Shortly after his arrival on that station, the subject of this memoir was appointed to command the Victor sloop, and sent to the Persian Gulph, where he captured les Amis Reunis French privateer, May 7, 1805. The following extract of a letter from Captain Bell to the commander-in-chief, dated at Port Cornwallis, May 22, 1807, contains an account of a most singular and bloody conflict, in which he was unexpectedly engaged on the 15th of the preceding month:

“Your Excellency has undoubtedly ere now received one of my letters respecting the capture of four brigs out of Batavia roads.

“Off Cheribon (a little to the eastward of Batavia), on the 15th April, we chased, and brought to, three proas, under Dutch colours. At five P.M., on its falling calm, we anchored, hoisted out our boats, and sent them armed to bring the proas alongside; two were brought to the larboard-side, the other hung on the quarter: got the prisoners out of the two alongside (amounting to near 120), and placed a strong guard over them, under the direction of Lieutenant Wemyss[2], as I intended sending them away, after overhauling their cargoes.

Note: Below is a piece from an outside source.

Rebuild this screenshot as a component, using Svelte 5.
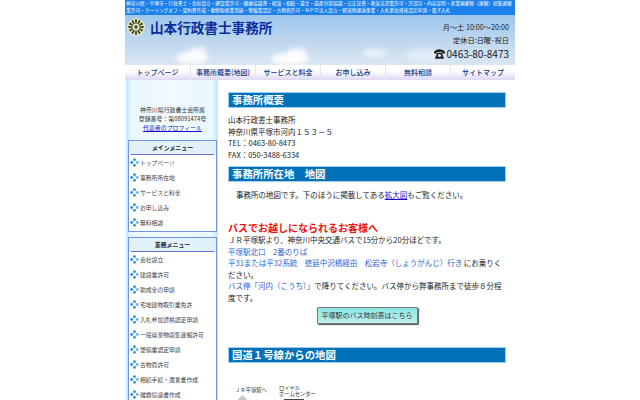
<script>
  const mainMenu = ['トップページ', '事務所所在地', 'サービスと料金', 'お申し込み', '無料相談'];
  const bizMenu = ['会社設立', '建設業許可', '助成金の申請', '宅地建物取引業免許', '入札参加資格認定申請', '一般廃棄物収集運搬許可', '警備業認定申請', '古物商許可', '相続手続・遺言書作成', '離婚協議書作成'];
  const nav = ['トップページ', '事務所概要(地図)', 'サービスと料金', 'お申し込み', '無料相談', 'サイトマップ'];
  const spokes = Array.from({ length: 12 }, (_, i) => i * 30);
</script>

<div class="page">
  <div class="topbar">神奈川県・平塚市・行政書士・会社設立・建設業許可・離婚協議書・相談・相続・遺言・遺産分割協議・公正証書・救急法営業許可・許認可・内容証明・産業廃棄物（運搬）収集運搬業許可・クーリングオフ・契約書作成・動物取扱業登録・警備業認定・古物商許可・ＮＰＯ法人設立・軽貨物運送事業・入札参加資格認定申請・電子入札</div>
  <header class="hero">
    <svg class="clouds" viewBox="0 0 390 50" width="390" height="50" aria-hidden="true">
      <defs><filter id="b"><feGaussianBlur stdDeviation="2.2" /></filter></defs>
      <g filter="url(#b)" fill="#fff">
        <ellipse cx="67" cy="43" rx="16" ry="6" opacity=".85" />
        <ellipse cx="73" cy="37" rx="9" ry="5" opacity=".7" />
        <ellipse cx="165" cy="44" rx="19" ry="6" opacity=".9" />
        <ellipse cx="172" cy="38" rx="10" ry="5" opacity=".75" />
        <ellipse cx="250" cy="38" rx="12" ry="4" opacity=".6" />
        <ellipse cx="300" cy="40" rx="20" ry="7" opacity=".35" />
      </g>
    </svg>
    <div class="brand">
      <svg class="emblem" viewBox="0 0 22 22" width="18" height="18">
        <circle cx="11" cy="11" r="10.8" fill="#f0eed8" />
        {#each spokes as a}
          <path d="M9.6 1.6h2.8l-.5 5.2h-1.8Z" fill="#3f4c1e" transform="rotate({a} 11 11)" />
        {/each}
        <circle cx="11" cy="11" r="2.2" fill="#3d4a1c" />
      </svg>
      <span class="name">山本行政書士事務所</span>
    </div>
    <div class="contact">
      <div class="hours">月～土 10:00～20:00</div>
      <div class="hours">定休日:日曜･祝日</div>
      <div class="tel">
        <svg viewBox="0 0 12 11" width="11" height="10">
          <path d="M0 3.4C2-.6 10-.6 12 3.4V5H8.8V3.3H3.2V5H0ZM3.4 4h5.2L11 10.6H1Z" fill="#222" />
          <circle cx="6" cy="7.2" r="1.7" fill="#dfe8f2" />
        </svg>
        <span>0463-80-8473</span>
      </div>
    </div>
  </header>
  <nav class="nav">
    {#each nav as item}
      <div class="navitem">{item}</div>
    {/each}
  </nav>
  <div class="body">
    <aside class="side">
      <div class="office">
        <div>神奈川県行政書士会所属</div>
        <div>登録番号：第08091474号</div>
        <div class="link">代表者のプロフィール</div>
      </div>
      <section class="menu">
        <h3>メインメニュー</h3>
        {#each mainMenu as item}
          <div class="mi">
            <svg viewBox="0 0 9 9" width="9" height="9"><circle cx="4.5" cy="1.7" r="1.4" fill="#2f8fd8"/><circle cx="1.7" cy="4.5" r="1.4" fill="#2f8fd8"/><circle cx="7.3" cy="4.5" r="1.4" fill="#62b8ee"/><circle cx="4.5" cy="7.3" r="1.4" fill="#2f8fd8"/></svg>
            <span>{item}</span>
          </div>
        {/each}
      </section>
      <section class="menu">
        <h3>業務メニュー</h3>
        {#each bizMenu as item}
          <div class="mi">
            <svg viewBox="0 0 9 9" width="9" height="9"><circle cx="4.5" cy="1.7" r="1.4" fill="#2f8fd8"/><circle cx="1.7" cy="4.5" r="1.4" fill="#2f8fd8"/><circle cx="7.3" cy="4.5" r="1.4" fill="#62b8ee"/><circle cx="4.5" cy="7.3" r="1.4" fill="#2f8fd8"/></svg>
            <span>{item}</span>
          </div>
        {/each}
      </section>
    </aside>
    <main class="main">
      <h2>事務所概要</h2>
      <div class="lines first">
        <div>山本行政書士事務所</div>
        <div>神奈川県平塚市河内１５３－５</div>
        <div>TEL：0463-80-8473</div>
        <div>FAX：050-3488-6334</div>
      </div>
      <h2>事務所所在地　地図</h2>
      <p class="intro">事務所の地図です。下のほうに掲載してある<span class="link">拡大図</span>もご覧ください。</p>
      <div class="red">バスでお越しになられるお客様へ</div>
      <div class="lines">
        <div>ＪＲ平塚駅より、神奈川中央交通バスで15分から20分ほどです。</div>
        <div class="blue">平塚駅北口　2番のりば</div>
        <div><span class="blue">平31または平32系統　徳延中沢橋経由　松岩寺（しょうがんじ）行き</span> にお乗りください。</div>
        <div><span class="blue">バス停「河内（こうち）」</span>で降りてください。バス停から弊事務所まで徒歩８分程度です。</div>
      </div>
      <div class="btnrow"><div class="btn">平塚駅のバス時刻表はこちら</div></div>
      <h2 class="third">国道１号線からの地図</h2>
      <div class="map">
        <div class="lab1">ＪＲ平塚駅へ</div>
        <div class="lab2">ロイヤル<br />ホームセンター</div>
        <div class="road"></div>
        <div class="bld"></div>
      </div>
    </main>
  </div>
</div>

<style>
  :global(body) { margin: 0; background: #fff; }
  .page {
    width: 390px; height: 400px; margin: 0 auto; overflow: hidden;
    font-family: "Noto Sans CJK JP", "Noto Sans", sans-serif; color: #222;
  }
  .topbar {
    height: 15px; background: #1c80ea; color: #fff; font-size: 4.72px; line-height: 7px;
    padding: 0 0 0 1px; box-sizing: border-box; overflow: hidden;
  }
  .hero {
    height: 50px; position: relative; display: flex; justify-content: space-between;
    background: linear-gradient(#9cc6ec, #bdd6ee 50%, #dbe7f2);
    overflow: hidden;
  }
  .clouds { position: absolute; left: 0; top: 0; }
  .brand { display: flex; align-items: center; gap: 5px; padding-left: 2px; height: 24px; position: relative; }
  .emblem { flex: none; }
  .name { font-size: 13.6px; font-weight: 700; color: #0a2d9c; line-height: 24px; white-space: nowrap; }
  .contact { position: relative; text-align: right; padding: 6px 6px 0 0; }
  .hours { font-size: 7.2px; line-height: 13px; color: #222; white-space: nowrap; }
  .tel { display: flex; align-items: center; justify-content: flex-end; gap: 2px; font-size: 10px; line-height: 14px; white-space: nowrap; }
  .nav { display: flex; height: 15px; background: linear-gradient(#fff 40%, #dcd8f4); }
  .navitem {
    width: 65px; box-sizing: border-box; text-align: center; font-size: 7px; line-height: 15px; font-weight: 500;
    color: #13337f; border-left: 1px solid #e4e4ee; white-space: nowrap;
  }
  .navitem:first-child { border-left: 0; }
  .body { display: flex; }
  .side {
    width: 92px; flex: none; margin-left: 1px; background: linear-gradient(90deg, #bfe4fa, #e9f7fe 6%, #f1faff 50%, #e9f7fe 94%, #bfe4fa);
    padding: 0 1px 0 2px; box-sizing: border-box; height: 320px;
  }
  .office {
    box-sizing: border-box; padding-top: 25px; height: 60px; text-align: center; font-size: 5.9px; line-height: 9px; color: #333; white-space: nowrap;
  }
  .link { color: #1a0dcc; text-decoration: underline; }
  .menu {
    background: linear-gradient(#e2f2fb 14px, #fff 14px); border: 1px solid #7394e2; margin-bottom: 5px; padding-bottom: 1px; box-sizing: border-box;
  }
  .menu h3 {
    margin: 0 2px; font-size: 5.9px; font-weight: 700; line-height: 13px; text-align: center;
    border-bottom: 1px solid #6a6ed0; color: #222;
  }
  .mi { display: flex; align-items: center; gap: 1px; height: 15px; font-size: 5.8px; color: #444; white-space: nowrap; padding-left: 1px; }
  .mi svg { flex: none; }
  .main { width: 278px; margin-left: 10px; padding-top: 12px; flex: none; font-size: 7.5px; line-height: 11.6px; }
  h2 {
    margin: 0; height: 16px; box-sizing: border-box; background: #0070b8; border: 1px solid #9dd0ee; color: #fff;
    font-size: 10.4px; line-height: 14px; font-weight: 700; padding-left: 3px;
  }
  .lines { color: #222; }
  .first { padding-top: 6px; margin-bottom: 6px; }
  .intro { margin: 7px 0 20px 8px; color: #222; }
  .red { color: #f01010; font-size: 10px; font-weight: 700; line-height: 13px; }
  .blue { color: #1f62d8; }
  .btnrow { display: flex; justify-content: center; margin-top: 3px; }
  .btn {
    width: 101px; height: 17px; box-sizing: border-box; background: linear-gradient(#8ce6e2, #bdf0ec);
    border: 1px solid #777; border-radius: 1px; box-shadow: 1px 1px 1px #555; text-align: center;
    font-size: 7px; line-height: 15px; color: #333; white-space: nowrap;
  }
  .third { margin-top: 23px; }
  .map { position: relative; height: 60px; font-size: 5.3px; line-height: 6px; color: #333; }
  .lab1 { position: absolute; left: 7px; top: 24px; white-space: nowrap; }
  .lab2 { position: absolute; left: 51px; top: 22px; white-space: nowrap; }
  .road { position: absolute; left: 12px; top: 33px; width: 12px; height: 22px; background: #c8c8c8; transform: rotate(-45deg); }
  .bld { position: absolute; left: 56px; top: 36px; width: 20px; height: 20px; background: #b6cf62; border: 1px solid #444; box-sizing: border-box; }
</style>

Lieutenant (Robert White) Parsons[3] had been on board the proa on the quarter, but returned with his people on finding it impracticable to get the crew from below: I instantly ordered her to be hauled close up under the quarter, fired a carronade into her and musketry, which they returned by throwing spears and firing pistols, &c. I then got a gun out of the stern-port and fired into her, the sparks of which most unfortunately reached some powder (which must have been carelessly handed out of some of the proas abaft), and blew the after-part of the ship up: at this alarming moment the guard over the prisoners dropped their arms, and ran to extinguish the fire. The prisoners instantly seized their arms, and picked up several spears and knives which hud been thrown on board, and attacked the ship; by this time (eight P.M.) the fire, most providentially, by the great exertions of officers and men, was got under, proas cut adrift, and the attention of all hands directed to the defence of the ship, which was admirably performed, for in little more than half an hour eighty of them lay dead in a most mangled state, the rest driven overboard; but sorry am I to add, not without a severe loss on our side, including those thrown overboard and those who have since died of their wounds, a list of which I herewith enclose for your Excellency’s satisfaction.”

On this occasion, the Victor’s first Lieutenant (H. Blaxton) and 5 of her crew were killed outright; her commander, gunner, and 24 men, either wounded by the weapons of ihe Malays, or dreadfully injured by the explosion: Captain Bell himself was so much burnt that he was obliged to be taken below; and most of the wounded men died after the Victor’s arrival at Penang.

Captain Bell’s commission as a Commander was confirmed by the Admiralty, Oct. 12, 1807; and he subsequently had the gratification of reading a letter from their Lordships’ secretary, wherein the thanks of the Board were conveyed to him and his surviving officers and men, for their determined courage in the above sanguinary contest.

We next find Captain Bell commanding the Culloden, and assisting at the destruction of two Dutch 70-gun ships, a cutdown two-decker, fitted as a sheer-hulk, an Indiaman of 1000 tons burthen, and a large transport, lying at Griessee; which service completed the entire destruction of the naval force of Holland in the eastern hemisphere[4]. His post commission bears date July 31, 1809.

Captain Bell married, Dec. 23, 1822, Lucy Martha, daughter of the late T. Michael M‘Donogh, Esq. formerly commander of a Falmouth packet. One of his brothers, Stephen Bell, Esq. died in command of the Francis Freeling, a vessel of similar description, on the same station. Another brother was blown up in the Amphion frigate, Sept. 22, 1796[5].

Agent.– J. Copland, Esq.



  1. See Vol. I. Part I. p. 427, and note at ditto.
  2. The present Captain James Wemyss, M.P. then acting as Lieutenant of the Victor.
  3. A Commander of 1816.
  4. See Suppl., Part I, p. 404.
  5. See Vol. I, Part II, p. 455 et seq.